Task to carry out ::
Filter the entries and keep only the lines where the string "that" appears.
━━━ Provided information
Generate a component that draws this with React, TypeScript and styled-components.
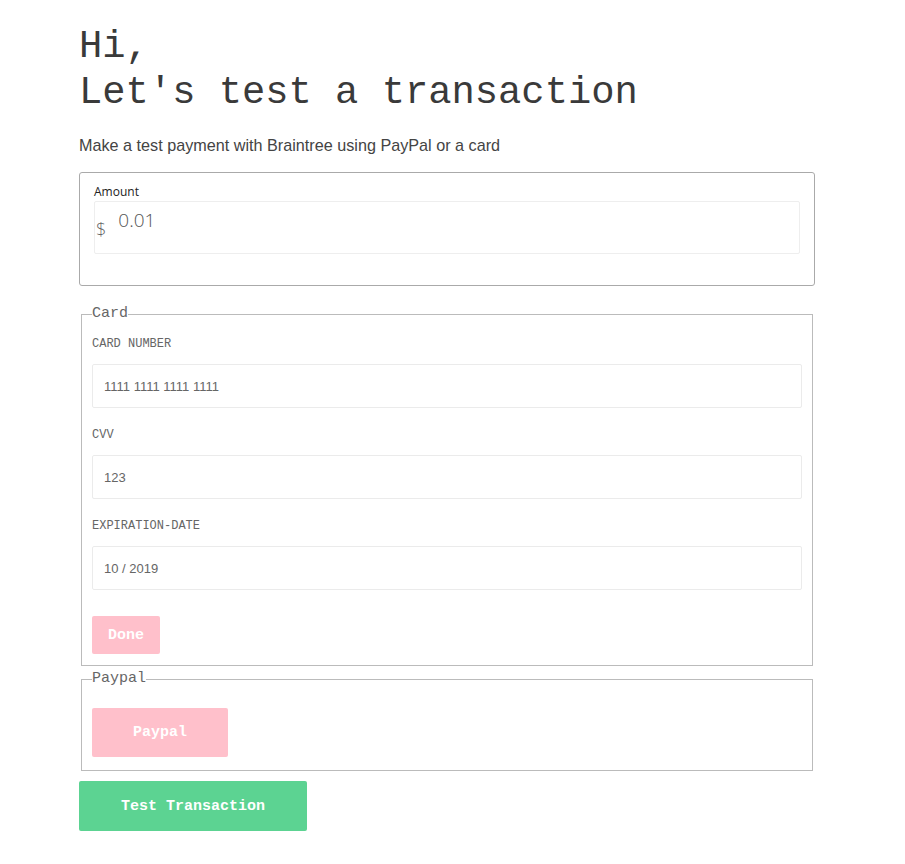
import React from "react";
import styled, { createGlobalStyle } from "styled-components";

const GlobalStyle = createGlobalStyle`
  body {
    margin: 0;
    background: #fff;
    font-family: "Liberation Sans", Arial, sans-serif;
  }
`;

const Container = styled.div`
  width: 736px;
  padding: 24px 0 30px 79px;
`;

const Title = styled.h1`
  margin: 0;
  font-family: "Liberation Mono", "Courier New", monospace;
  font-weight: 400;
  font-size: 38.8px;
  line-height: 46px;
  color: #3a3a3a;
`;

const Subtitle = styled.p`
  margin: 20px 0 0;
  font-size: 16.2px;
  line-height: 18px;
  color: #444;
`;

const AmountBox = styled.div`
  margin-top: 18px;
  border: 1px solid #aaa;
  border-radius: 3px;
  padding: 11px 14px 31px;
`;

const AmountLabel = styled.label`
  display: block;
  margin-bottom: 1px;
  font-family: "Open Sans", sans-serif;
  font-weight: 500;
  font-size: 12px;
  line-height: 16px;
  color: #222;
`;

const AmountField = styled.div`
  display: flex;
  align-items: center;
  height: 51px;
  border: 1px solid #eee;
  border-radius: 2px;
`;

const Currency = styled.span`
  margin-left: 1px;
  margin-top: 2px;
  font-family: "Open Sans", sans-serif;
  font-weight: 300;
  font-size: 18px;
  color: #666;
`;

const AmountInput = styled.input`
  align-self: flex-start;
  margin: 5px 0 0 12px;
  padding: 0;
  border: none;
  outline: none;
  width: 200px;
  font-family: "Open Sans", sans-serif;
  font-weight: 300;
  font-size: 19px;
  line-height: 26px;
  color: #555;
`;

const Fieldset = styled.fieldset<{ $top: number; $padTop: number; $padBottom: number }>`
  margin: ${(p) => p.$top}px 2px 0;
  padding: ${(p) => p.$padTop}px 10px ${(p) => p.$padBottom}px;
  border: 1px solid #bbb;
  min-width: 0;
`;

const Legend = styled.legend`
  padding: 0;
  font-family: "Liberation Mono", "Courier New", monospace;
  font-size: 15px;
  line-height: 16px;
  color: #666;
`;

const Field = styled.div`
  margin-bottom: 20px;
  &:last-of-type {
    margin-bottom: 26px;
  }
`;

const Label = styled.label`
  display: block;
  margin-bottom: 13px;
  font-family: "Liberation Mono", "Courier New", monospace;
  font-size: 12px;
  line-height: 14px;
  color: #666;
`;

const Input = styled.input`
  box-sizing: border-box;
  display: block;
  width: 100%;
  height: 44px;
  padding: 0 11px;
  border: 1px solid #ebebeb;
  border-radius: 2px;
  outline: none;
  font-family: "Liberation Sans", Arial, sans-serif;
  font-size: 13px;
  color: #666;
`;

const Btn = styled.button<{ $bg: string; $w?: number; $h: number }>`
  display: block;
  box-sizing: border-box;
  width: ${(p) => (p.$w ? `${p.$w}px` : "auto")};
  height: ${(p) => p.$h}px;
  padding: 0 16px;
  border: none;
  border-radius: 2px;
  background: ${(p) => p.$bg};
  color: #fff;
  font-family: "Liberation Mono", "Courier New", monospace;
  font-weight: 700;
  font-size: 15px;
  cursor: pointer;
`;

const SubmitRow = styled.div`
  margin-top: 10px;
`;

function App() {
  return (
    <Container>
      <GlobalStyle />
      <Title>
        Hi,
        <br />
        Let's test a transaction
      </Title>
      <Subtitle>Make a test payment with Braintree using PayPal or a card</Subtitle>
      <AmountBox>
        <AmountLabel>Amount</AmountLabel>
        <AmountField>
          <Currency>$</Currency>
          <AmountInput readOnly defaultValue="0.01" />
        </AmountField>
      </AmountBox>
      <Fieldset $top={20} $padTop={15} $padBottom={11}>
        <Legend>Card</Legend>
        <Field>
          <Label>CARD NUMBER</Label>
          <Input readOnly defaultValue="1111 1111 1111 1111" />
        </Field>
        <Field>
          <Label>CVV</Label>
          <Input readOnly defaultValue="123" />
        </Field>
        <Field>
          <Label>EXPIRATION-DATE</Label>
          <Input readOnly defaultValue="10 / 2019" />
        </Field>
        <Btn $bg="#ffc0cb" $h={38}>Done</Btn>
      </Fieldset>
      <Fieldset $top={5} $padTop={21} $padBottom={13}>
        <Legend>Paypal</Legend>
        <Btn $bg="#ffc0cb" $w={136} $h={49}>Paypal</Btn>
      </Fieldset>
      <SubmitRow>
        <Btn $bg="#5cd392" $w={228} $h={50}>Test Transaction</Btn>
      </SubmitRow>
    </Container>
  );
}

export default App;
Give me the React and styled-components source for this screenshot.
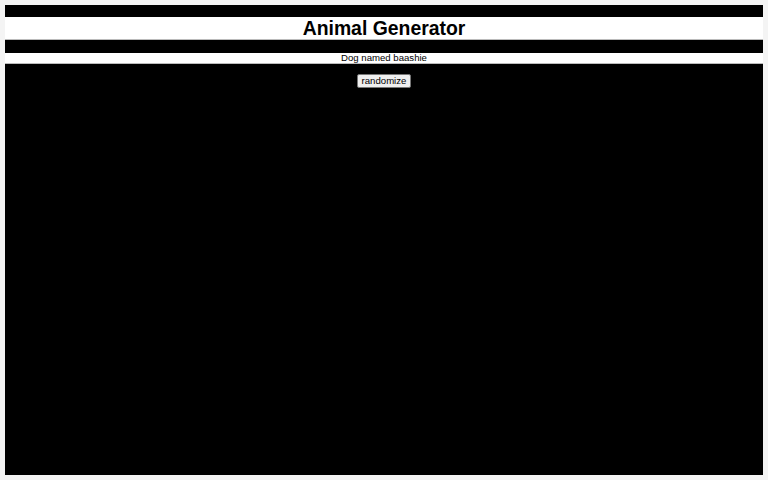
import React from "react";
import styled, { createGlobalStyle } from "styled-components";

const Global = createGlobalStyle`
  html, body { margin: 0; padding: 0; }
  body {
    background: #f4f4f4;
    padding: 5px;
    font-family: "Liberation Sans", Arial, sans-serif;
  }
`;

const Stage = styled.div`
  background: #000;
  height: 470px;
  padding-top: 12px;
  box-sizing: border-box;
  display: flex;
  flex-direction: column;
  align-items: stretch;
`;

const Title = styled.h1`
  margin: 0;
  background: #fff;
  color: #000;
  font-size: 19.4px;
  font-weight: bold;
  line-height: 22px;
  height: 22px;
  text-align: center;
  border-bottom: 1px solid #bbb;
`;

const Caption = styled.p`
  margin: 13px 0 0;
  background: #fff;
  color: #000;
  font-size: 9.6px;
  line-height: 10px;
  height: 10px;
  text-align: center;
  border-bottom: 1px solid #bbb;
`;

const ButtonRow = styled.div`
  display: flex;
  justify-content: center;
  margin-top: 10px;
`;

const Button = styled.button`
  font-family: "Liberation Sans", Arial, sans-serif;
  font-size: 9.6px;
  line-height: 12px;
  height: 14px;
  padding: 0 4px;
  background: #efefef;
  color: #000;
  border: 1px solid #767676;
  border-radius: 2px;
`;

export default function App() {
  return (
    <>
      <Global />
      <Stage>
        <Title>Animal Generator</Title>
        <Caption>Dog named baashie</Caption>
        <ButtonRow>
          <Button>randomize</Button>
        </ButtonRow>
      </Stage>
    </>
  );
}
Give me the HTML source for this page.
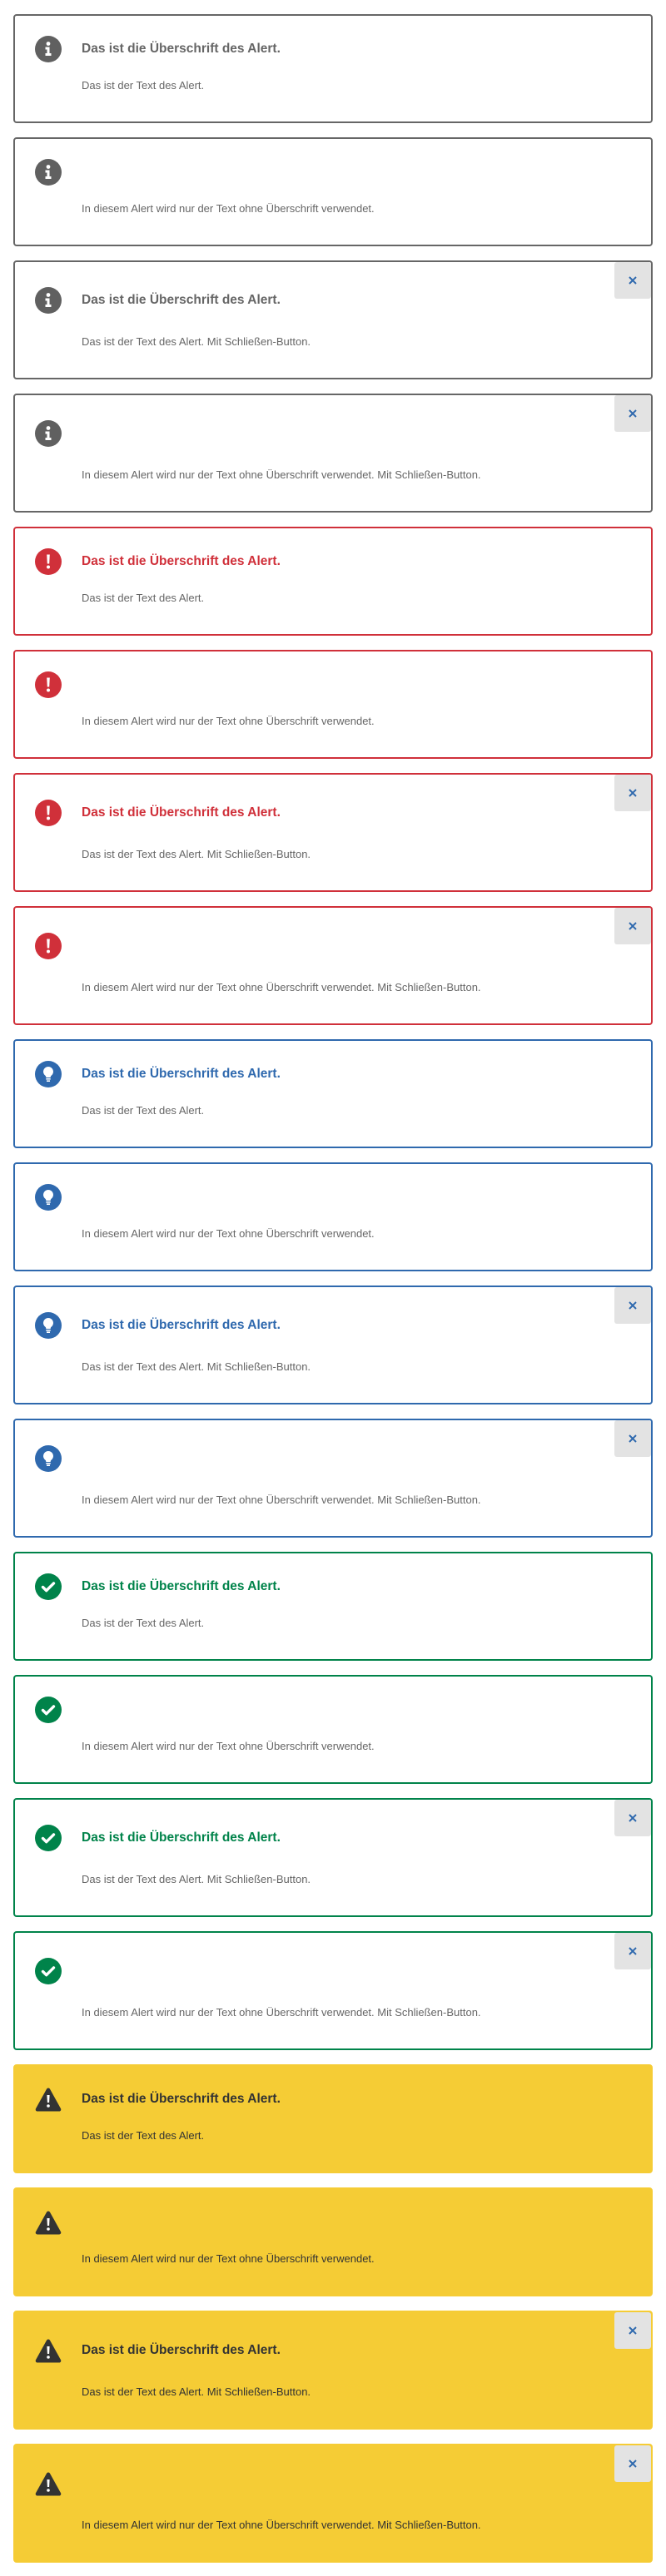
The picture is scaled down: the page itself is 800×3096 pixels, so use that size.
<!DOCTYPE html>
<html><head><meta charset="utf-8">
<style>
*{box-sizing:border-box;margin:0;padding:0}
body{width:800px;height:3096px;background:#fff;font-family:"Liberation Sans",Arial,sans-serif;position:relative;overflow:hidden}
.a{position:absolute;left:16px;width:768px;height:131px;border:2px solid #666;border-radius:4px;background:#fff}
.a.c{height:143px}
.ic{position:absolute;left:24px;top:24px;width:32px;height:32px}
.a.c .ic{top:30px}
.h{position:absolute;left:80px;top:30px;font-size:15.5px;font-weight:bold;line-height:20px;color:#666;white-space:nowrap}
.a.c .h{top:36px}
.t{position:absolute;left:80px;top:74px;font-size:13px;line-height:20px;color:#666;white-space:nowrap}
.a.c .t{top:86px}
.x{position:absolute;right:0;top:0;width:44px;height:44px;background:#e3e3e3;border-radius:3px}
.x svg{position:absolute;left:17px;top:17px}
.r{border-color:#d0303a}.r .h{color:#d0303a}
.b{border-color:#2f69ae}.b .h{color:#2f69ae}
.g{border-color:#00834a}.g .h{color:#00834a}
.y{border-color:#f5cc35;background:#f5cc35}.y .h,.y .t{color:#333}
</style></head><body>
<svg width="0" height="0" style="position:absolute">
<defs>
<symbol id="info" viewBox="0 0 32 32"><circle cx="16" cy="16" r="16" fill="#606060"/><circle cx="16" cy="9.5" r="2.4" fill="#fff"/><path d="M12.5 13.5h5v7.5h2v3h-7v-3h2v-4.5h-2z" fill="#fff"/></symbol>
<symbol id="err" viewBox="0 0 32 32"><circle cx="16" cy="16" r="16" fill="#d0303a"/><path d="M14.2 7.5h3.6l-.6 11h-2.4z" fill="#fff"/><circle cx="16" cy="22.5" r="2" fill="#fff"/></symbol>
<symbol id="bulb" viewBox="0 0 32 32"><circle cx="16" cy="16" r="16" fill="#2f69ae"/><path d="M16 7a6 6 0 0 0-3.6 10.8c.6.5.9 1.3.9 2.2h5.4c0-.9.3-1.7.9-2.2A6 6 0 0 0 16 7z" fill="#fff"/><rect x="13.3" y="21" width="5.4" height="1.6" fill="#fff"/><rect x="14" y="23.4" width="4" height="1.6" fill="#fff"/></symbol>
<symbol id="ok" viewBox="0 0 32 32"><circle cx="16" cy="16" r="16" fill="#00834a"/><path d="M9.5 16.5l4.2 4.2 8.8-8.8" stroke="#fff" stroke-width="3.4" fill="none" stroke-linecap="round" stroke-linejoin="round"/></symbol>
<symbol id="warn" viewBox="0 0 32 32"><path d="M16 2.5c.9 0 1.6.5 2 1.2l13 23.5c.8 1.5-.2 3.3-1.9 3.3H2.9c-1.7 0-2.7-1.8-1.9-3.3L14 3.7c.4-.7 1.1-1.2 2-1.2z" fill="#333"/><path d="M14.4 11h3.2l-.5 9h-2.2z" fill="#fff"/><circle cx="16" cy="24" r="1.8" fill="#fff"/></symbol>
<symbol id="cl" viewBox="0 0 10 10"><path d="M1 1l8 8M9 1l-8 8" stroke="#2f69ae" stroke-width="2"/></symbol>
</defs></svg>

<div class="a" style="top:17px"><svg class="ic"><use href="#info"/></svg><div class="h">Das ist die Überschrift des Alert.</div><div class="t">Das ist der Text des Alert.</div></div>
<div class="a" style="top:165px"><svg class="ic"><use href="#info"/></svg><div class="t">In diesem Alert wird nur der Text ohne Überschrift verwendet.</div></div>
<div class="a c" style="top:313px"><svg class="ic"><use href="#info"/></svg><div class="h">Das ist die Überschrift des Alert.</div><div class="t">Das ist der Text des Alert. Mit Schließen-Button.</div><div class="x"><svg width="10" height="10"><use href="#cl"/></svg></div></div>
<div class="a c" style="top:473px"><svg class="ic"><use href="#info"/></svg><div class="t">In diesem Alert wird nur der Text ohne Überschrift verwendet. Mit Schließen-Button.</div><div class="x"><svg width="10" height="10"><use href="#cl"/></svg></div></div>

<div class="a r" style="top:633px"><svg class="ic"><use href="#err"/></svg><div class="h">Das ist die Überschrift des Alert.</div><div class="t">Das ist der Text des Alert.</div></div>
<div class="a r" style="top:781px"><svg class="ic"><use href="#err"/></svg><div class="t">In diesem Alert wird nur der Text ohne Überschrift verwendet.</div></div>
<div class="a r c" style="top:929px"><svg class="ic"><use href="#err"/></svg><div class="h">Das ist die Überschrift des Alert.</div><div class="t">Das ist der Text des Alert. Mit Schließen-Button.</div><div class="x"><svg width="10" height="10"><use href="#cl"/></svg></div></div>
<div class="a r c" style="top:1089px"><svg class="ic"><use href="#err"/></svg><div class="t">In diesem Alert wird nur der Text ohne Überschrift verwendet. Mit Schließen-Button.</div><div class="x"><svg width="10" height="10"><use href="#cl"/></svg></div></div>

<div class="a b" style="top:1249px"><svg class="ic"><use href="#bulb"/></svg><div class="h">Das ist die Überschrift des Alert.</div><div class="t">Das ist der Text des Alert.</div></div>
<div class="a b" style="top:1397px"><svg class="ic"><use href="#bulb"/></svg><div class="t">In diesem Alert wird nur der Text ohne Überschrift verwendet.</div></div>
<div class="a b c" style="top:1545px"><svg class="ic"><use href="#bulb"/></svg><div class="h">Das ist die Überschrift des Alert.</div><div class="t">Das ist der Text des Alert. Mit Schließen-Button.</div><div class="x"><svg width="10" height="10"><use href="#cl"/></svg></div></div>
<div class="a b c" style="top:1705px"><svg class="ic"><use href="#bulb"/></svg><div class="t">In diesem Alert wird nur der Text ohne Überschrift verwendet. Mit Schließen-Button.</div><div class="x"><svg width="10" height="10"><use href="#cl"/></svg></div></div>

<div class="a g" style="top:1865px"><svg class="ic"><use href="#ok"/></svg><div class="h">Das ist die Überschrift des Alert.</div><div class="t">Das ist der Text des Alert.</div></div>
<div class="a g" style="top:2013px"><svg class="ic"><use href="#ok"/></svg><div class="t">In diesem Alert wird nur der Text ohne Überschrift verwendet.</div></div>
<div class="a g c" style="top:2161px"><svg class="ic"><use href="#ok"/></svg><div class="h">Das ist die Überschrift des Alert.</div><div class="t">Das ist der Text des Alert. Mit Schließen-Button.</div><div class="x"><svg width="10" height="10"><use href="#cl"/></svg></div></div>
<div class="a g c" style="top:2321px"><svg class="ic"><use href="#ok"/></svg><div class="t">In diesem Alert wird nur der Text ohne Überschrift verwendet. Mit Schließen-Button.</div><div class="x"><svg width="10" height="10"><use href="#cl"/></svg></div></div>

<div class="a y" style="top:2481px"><svg class="ic"><use href="#warn"/></svg><div class="h">Das ist die Überschrift des Alert.</div><div class="t">Das ist der Text des Alert.</div></div>
<div class="a y" style="top:2629px"><svg class="ic"><use href="#warn"/></svg><div class="t">In diesem Alert wird nur der Text ohne Überschrift verwendet.</div></div>
<div class="a y c" style="top:2777px"><svg class="ic"><use href="#warn"/></svg><div class="h">Das ist die Überschrift des Alert.</div><div class="t">Das ist der Text des Alert. Mit Schließen-Button.</div><div class="x"><svg width="10" height="10"><use href="#cl"/></svg></div></div>
<div class="a y c" style="top:2937px"><svg class="ic"><use href="#warn"/></svg><div class="t">In diesem Alert wird nur der Text ohne Überschrift verwendet. Mit Schließen-Button.</div><div class="x"><svg width="10" height="10"><use href="#cl"/></svg></div></div>
</body></html>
━━━━━━
Written answer ::
Generate a component that draws this with React, TypeScript and styled-components.
The picture is scaled down: the page itself is 800×3096 pixels, so use that size.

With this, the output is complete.